Lenard ‘Charlamagne Tha God’ McKelvey is a driving force for mental health advocacy in the Black Community. His relationship with anxiety since childhood and his struggle to educate and uplift members of his community have shaped his understanding of the dire need for conversations surrounding Black mental health.
In 2019, he launched a platform called Mental Wealth Alliance (“MWA”) – a forward-thinking foundation that has been created to destigmatize, accelerate and center state-of-the-art mental health outreach and care across the U.S. while building an unprecedented long-term system of generational support for Black Communities.
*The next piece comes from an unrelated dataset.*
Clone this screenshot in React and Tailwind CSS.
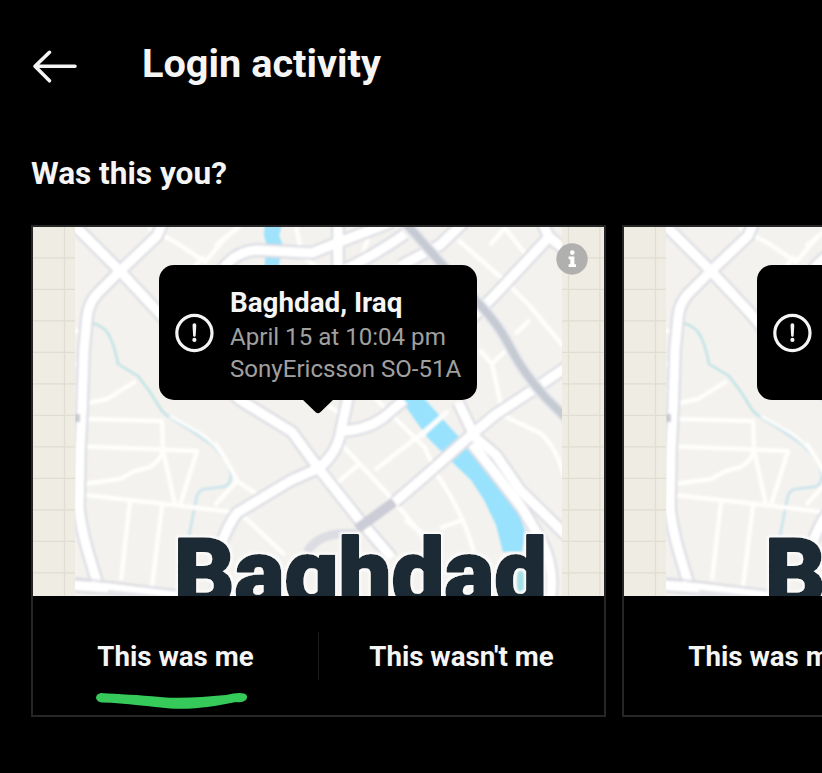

The initiative aims to raise at least $100 million over the next five years and is looking to associate with other Black-led institutes to help create awareness regarding mental health.
This year, Charlamagne furthered his efforts towards mental health outreach by honoring the Foster Youth at the LA County Independent Living Program’s 2021 Virtual High School Graduation & Scholarship Award Celebration. He presented five scholarships to students looking to pursue a profession in mental health. The scholarships will help support their studies in majors such as Psychology, Political Science, Social Work, and Sociology. The five students are also going to benefit from free virtual therapy sessions, whereas a sixth student will receive free sessions as well as a scholarship from an organization partnering with MWA.
Tha God’s Honest Truth has episodes that premiere weekly, exclusively on Comedy Central.